After a few minutes I came to the spot where another brook flows into a little pond that always dries up late in the summer. This spring it was already close to dry. I saw masses of doomed pollywogs. They’d never grow legs before the pond dried up. I had my trusty jar and I knew where there was water in another part of the forest. One little jar and thousands, millions of pollywogs wriggling black and shiny in half-inch pockets of water that would be gone for certain in, at most, a week or two. Like the sorcerer’s apprentice, I dashed back and forth, filling my jar with them and running, sweating, dizzy, ten minutes each way, over and over, back and forth from the dying pond to a swampy area where three brooks met. Finally, I dropped to the ground. I couldn’t go on. I lay there with the impending deaths of thousands on my conscience.

I passed out flat on the pine needles and slept for I don’t know how long. When I awoke, cool and rested, I got up and walked beyond the pond, resolutely not looking at it, and up to the edge of a twenty-five-foot drop of sheer granite where, some twenty thousand years ago, the last great glacier had passed by, laughing at the presumption of rock to
be substantial.
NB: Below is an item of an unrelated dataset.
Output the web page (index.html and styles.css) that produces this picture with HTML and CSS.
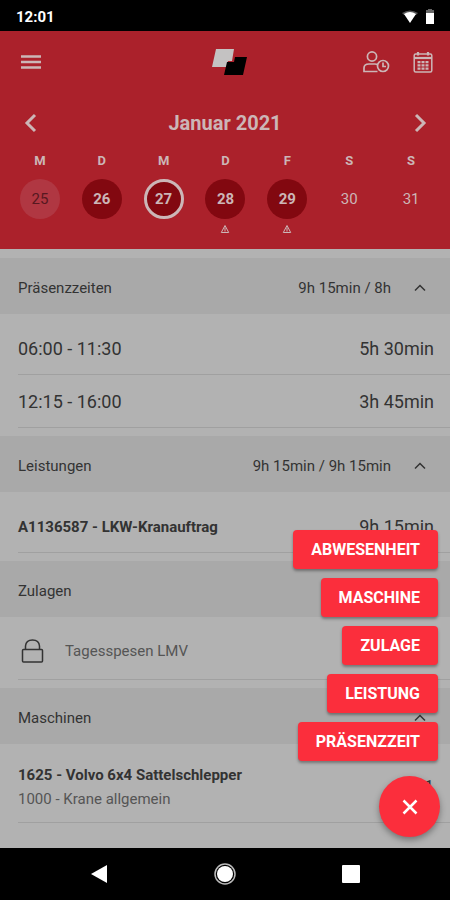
FILE: index.html
```html
<!DOCTYPE html>
<html lang="de">
<head>
<meta charset="utf-8">
<meta name="viewport" content="width=device-width, initial-scale=1">
<title>Januar 2021</title>
<link rel="stylesheet" href="styles.css">
</head>
<body>
<div class="status">
  <span>12:01</span>
  <div class="status-icons">
    <svg width="18" height="16" viewBox="0 0 18 16"><path d="M1 4Q9-1 17 4L15 6H3Z" fill="#555"/><path d="M3 5Q9 1 15 5L9 14Z" fill="#fff"/></svg>
    <svg width="10" height="16" viewBox="0 0 10 16"><path d="M3 0h4v1h2v3H1V1h2z" fill="#666"/><path d="M1 4h8v11H1z" fill="#fff"/></svg>
  </div>
</div>
<header class="header">
  <div class="toolbar">
    <button class="icon-btn" aria-label="Menü"><svg width="22" height="18" viewBox="0 0 22 18" stroke="currentColor" stroke-width="2.400"><path d="M1 3.500h20M1 9h20M1 14.500h20"/></svg></button>
    <svg class="logo" width="42" height="28" viewBox="-5 0 42 28"><path d="M5 1h18l-2 12h-4l-1 6H1z" fill="#c4c2c2"/><path d="M24 9h12l-4 18H13l3-13h7z" fill="#000"/></svg>
    <div class="tools">
      <button class="icon-btn" aria-label="Anwesenheit"><svg width="28" height="24" viewBox="0 0 28 24" fill="none" stroke="currentColor" stroke-width="1.700"><circle cx="10" cy="6.500" r="4.600"/><path d="M15.500 21.500H2v-3.500Q2 14 7 14h6q1.500 0 2.500.5"/><circle cx="21" cy="16" r="5.500"/><path d="M21 12.500v4h3"/></svg></button>
      <button class="icon-btn" aria-label="Kalender"><svg width="20" height="24" viewBox="0 0 20 24" fill="none" stroke="currentColor" stroke-width="1.500"><rect x="1.200" y="4" width="17.600" height="18" rx="1.500"/><path d="M1 8h18" stroke-width="2.200"/><path d="M5 2v3.500M15 2v3.500" stroke-width="2.200"/><path d="M4.500 12.200h11M4.500 15.400h11M4.500 18.600h11" stroke-width="2.200" stroke-dasharray="3 1"/></svg></button>
    </div>
  </div>
  <div class="month">
    <button class="icon-btn" aria-label="Zurück"><svg width="22" height="20" viewBox="0 0 22 20" fill="none" stroke="currentColor" stroke-width="3"><path d="m16 2-8 8 8 8"/></svg></button>
    <h1>Januar 2021</h1>
    <button class="icon-btn" aria-label="Weiter"><svg width="22" height="20" viewBox="0 0 22 20" fill="none" stroke="currentColor" stroke-width="3"><path d="m7 2 8 8-8 8"/></svg></button>
  </div>
  <div class="week">
    <div class="day"><span class="name">M</span><button class="date faded">25</button></div>
    <div class="day"><span class="name">D</span><button class="date full">26</button></div>
    <div class="day"><span class="name">M</span><button class="date full current">27</button></div>
    <div class="day"><span class="name">D</span><button class="date full">28</button><svg class="warn" width="10" height="10" viewBox="0 0 10 10"><path d="M5 1.500 8.700 8.500H1.300Z" fill="none" stroke="currentColor"/><path d="M5 3.500v4" stroke="currentColor"/></svg></div>
    <div class="day"><span class="name">F</span><button class="date full">29</button><svg class="warn" width="10" height="10" viewBox="0 0 10 10"><path d="M5 1.500 8.700 8.500H1.300Z" fill="none" stroke="currentColor"/><path d="M5 3.500v4" stroke="currentColor"/></svg></div>
    <div class="day"><span class="name">S</span><button class="date">30</button></div>
    <div class="day"><span class="name">S</span><button class="date">31</button></div>
  </div>
</header>
<main class="content">
  <section>
    <div class="bar"><h2>Präsenzzeiten</h2><span>9h 15min / 8h</span><button class="icon-btn toggle" aria-label="Einklappen"><svg width="12" height="8" viewBox="0 0 12 8" fill="none" stroke="currentColor" stroke-width="1.500"><path d="m1 6.500 5-5 5 5"/></svg></button></div>
    <ul class="list">
      <li><span>06:00 - 11:30</span><span>5h 30min</span></li>
      <li><span>12:15 - 16:00</span><span>3h 45min</span></li>
    </ul>
  </section>
  <section>
    <div class="bar"><h2>Leistungen</h2><span>9h 15min / 9h 15min</span><button class="icon-btn toggle" aria-label="Einklappen"><svg width="12" height="8" viewBox="0 0 12 8" fill="none" stroke="currentColor" stroke-width="1.500"><path d="m1 6.500 5-5 5 5"/></svg></button></div>
    <ul class="list">
      <li><strong>A1136587 - LKW-Kranauftrag</strong><span>9h 15min</span></li>
    </ul>
  </section>
  <section>
    <div class="bar"><h2>Zulagen</h2></div>
    <ul class="list">
      <li class="locked"><svg width="24" height="26" viewBox="0 0 24 26" fill="none" stroke="#333" stroke-width="1.500"><rect x="1.500" y="11.500" width="20" height="12.500" rx="1"/><path d="M4.500 11V8Q5 2 11.500 2T18.500 8v3"/></svg><span class="sub">Tagesspesen LMV</span></li>
    </ul>
  </section>
  <section>
    <div class="bar"><h2>Maschinen</h2><button class="icon-btn toggle" aria-label="Einklappen"><svg width="12" height="8" viewBox="0 0 12 8" fill="none" stroke="currentColor" stroke-width="1.500"><path d="m1 6.500 5-5 5 5"/></svg></button></div>
    <ul class="list">
      <li class="machine"><div class="stack"><strong>1625 - Volvo 6x4 Sattelschlepper</strong><span class="sub">1000 - Krane allgemein</span></div><span class="count">1</span></li>
    </ul>
  </section>
  <div class="actions">
    <button class="action">ABWESENHEIT</button>
    <button class="action">MASCHINE</button>
    <button class="action">ZULAGE</button>
    <button class="action">LEISTUNG</button>
    <button class="action">PRÄSENZZEIT</button>
    <button class="fab" aria-label="Schließen"><svg width="18" height="18" viewBox="0 0 18 18" stroke="#fff" stroke-width="2.500"><path d="m2.500 2.500 13 13M15.500 2.500l-13 13"/></svg></button>
  </div>
</main>
<nav class="nav">
  <button class="icon-btn" aria-label="Zurück"><svg width="22" height="22" viewBox="0 0 22 22"><path d="M19 2v18L3 11Z" fill="#fff"/></svg></button>
  <button class="icon-btn" aria-label="Start"><svg width="22" height="22" viewBox="0 0 22 22"><circle cx="11" cy="11" r="10" fill="none" stroke="#bbb" stroke-width="1.500"/><circle cx="11" cy="11" r="8" fill="#fff"/></svg></button>
  <button class="icon-btn" aria-label="Übersicht"><svg width="22" height="22" viewBox="0 0 22 22"><rect x="2" y="2" width="18" height="18" rx="1" fill="#fff"/></svg></button>
</nav>
</body>
</html>
```
FILE: styles.css
```css
* { box-sizing: border-box; }
body {
  margin: 0;
  min-height: 100vh;
  display: flex;
  flex-direction: column;
  background: #b2b2b2;
  color: #333;
  font: 15px/20px Roboto, sans-serif;
}
button { font: inherit; border: 0; margin: 0; padding: 0; cursor: pointer; }
h1, h2, ul { margin: 0; padding: 0; }
svg { display: block; }
.icon-btn { background: none; color: inherit; }

.status {
  display: flex;
  align-items: center;
  justify-content: space-between;
  height: 31px;
  padding: 2px 15px 0 16px;
  background: #000;
  color: #fff;
  font-size: 15px;
  font-weight: 700;
}
.status-icons { display: flex; gap: 6px; }

.header { height: 218px; background: #ab212b; color: #ccb6b7; }
.toolbar {
  display: grid;
  grid-template-columns: 1fr auto 1fr;
  align-items: center;
  height: 62px;
  padding: 0 17px 0 20px;
}
.tools { display: flex; justify-content: flex-end; gap: 23px; }
.month {
  display: flex;
  align-items: center;
  justify-content: space-between;
  height: 60px;
  padding: 0 19px;
}
.month h1 { font-size: 20px; line-height: 24px; font-weight: 700; }
.week {
  display: grid;
  grid-template-columns: repeat(7, 1fr);
  padding: 0 8px 0 9px;
}
.day { display: flex; flex-direction: column; align-items: center; }
.name { font-size: 13px; line-height: 16px; font-weight: 700; margin-bottom: 10px; }
.date {
  width: 40px;
  height: 40px;
  border-radius: 50%;
  background: none;
  color: inherit;
}
.faded { background: #b03742; color: #571820; }
.full { background: #820810; font-weight: 700; }
.current { border: 3px solid #ccb6b7; }
.warn { margin-top: 5px; }

.content { position: relative; flex: 1; padding-top: 9px; }
.bar { display: flex; align-items: center; height: 56px; padding: 4px 16px 0 18px; background: #a9a9a9; }
.bar h2 { flex: 1; font-size: 15px; font-weight: 400; }
.toggle { display: grid; place-items: center; width: 28px; height: 24px; margin-left: 15px; }
.list { list-style: none; padding: 8px 0 8px 18px; }
.list li {
  display: flex;
  align-items: center;
  justify-content: space-between;
  min-height: 53px;
  padding: 1px 16px 0 0;
  border-bottom: 1px solid #a0a0a0;
  font-size: 18px;
}
.list strong { font-size: 15px; font-weight: 700; }
.list .sub { font-size: 15px; color: #555; }
.list .locked { justify-content: flex-start; gap: 20px; min-height: 55px; padding: 0 0 2px 3px; }
.list .machine { min-height: 71px; padding-top: 0; }
.stack { display: flex; flex-direction: column; gap: 4px; }

.actions {
  position: absolute;
  right: 12px;
  bottom: 11px;
  display: flex;
  flex-direction: column;
  align-items: flex-end;
  gap: 9px;
}
.action {
  height: 39px;
  padding: 0 18px;
  border-radius: 4px;
  background: #fb2e3c;
  color: #fff;
  font-size: 16px;
  font-weight: 700;
  box-shadow: 0 2px 3px rgba(0, 0, 0, .35);
}
.fab {
  display: grid;
  place-items: center;
  width: 61px;
  height: 61px;
  margin: 6px -2px 0 0;
  border-radius: 50%;
  background: #fb2e3c;
  box-shadow: 0 3px 6px rgba(0, 0, 0, .35);
}

.nav {
  display: flex;
  align-items: center;
  justify-content: space-between;
  height: 52px;
  padding: 0 88px;
  background: #000;
}
```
A brook ran along the narrow valley at the bottom of the cliff, and on the other side, the land rose steeply up again, trees growing between large boulders tossed by the glacier.

In the valley at the base of the slope were two old stone wells and some rock arrangements that were clearly human-made. These thrilled me. My mother had said that the wells were probably from colonial times or maybe even from the Indians. Colonial times and Indians and cavemen and dinosaurs and Jonny Quest intermingled freely in my mind. Whenever I went to that place in the woods, I felt as though I were entering a lost valley. I skirted around the cliff and went down into the valley along the brook that flowed through it. I climbed up the slope on the other side and sat in the great lap of an old birch tree, just where it divided into three strong trees, and from my perch, looked down at the old wells. I imagined I was one of those half-ape, half-human women I’d seen in the Museum of Natural History. My imagination was such that, after a short time, all vestiges of my former life faded from consciousness. Gone was my house, the road, my sneakers, my pink skin, my name; I became a wild, hairy ape-woman. I lived by the cliff for protection. My heart began to pound as I thought of marauders. Then, I heard them coming.

I chose a high point and waited, muscles taut, poised to hurl down a rain of rocks upon their heads. My eyes surveyed the area for possible escape routes in case there were too many of the enemy. I saw them coming over the far ledge. My bowels turned to ice; there were at least twenty heading straight for our wells. I picked up my club and ran noiselessly, just the sound of my pulse and the wind in my ears, fleeing for my life down the path of an old stream bed through the woods. I reached the swampy area where they would lose the scent of my trail and plunged in, weeds whipping my face and making little cuts on my legs. I didn’t feel the stinging until after my flight.

I spotted our well-house
2
and came abruptly to a halt. I was entering forbidden territory. I crept up to the window, daring myself to look in. The thought never occurred to me that the well-house was forbidden
for my own safety. I thought, or more than half-thought, that someone had been murdered and was floating around in there, which was why we couldn’t use the well anymore and the water was rusty-colored and bad. I did not peek in. My club was powerless against bloated corpses.

Beyond the well lay an old logging trail that led to the road. As I emerged into the dappled sunlight of the dirt road, familiar plants, and birches, I metamorphosized back into girl—hairy body became pink, uncovered breasts flattened, matted hair became messy braids, and I thought about a bologna sandwich with mustard.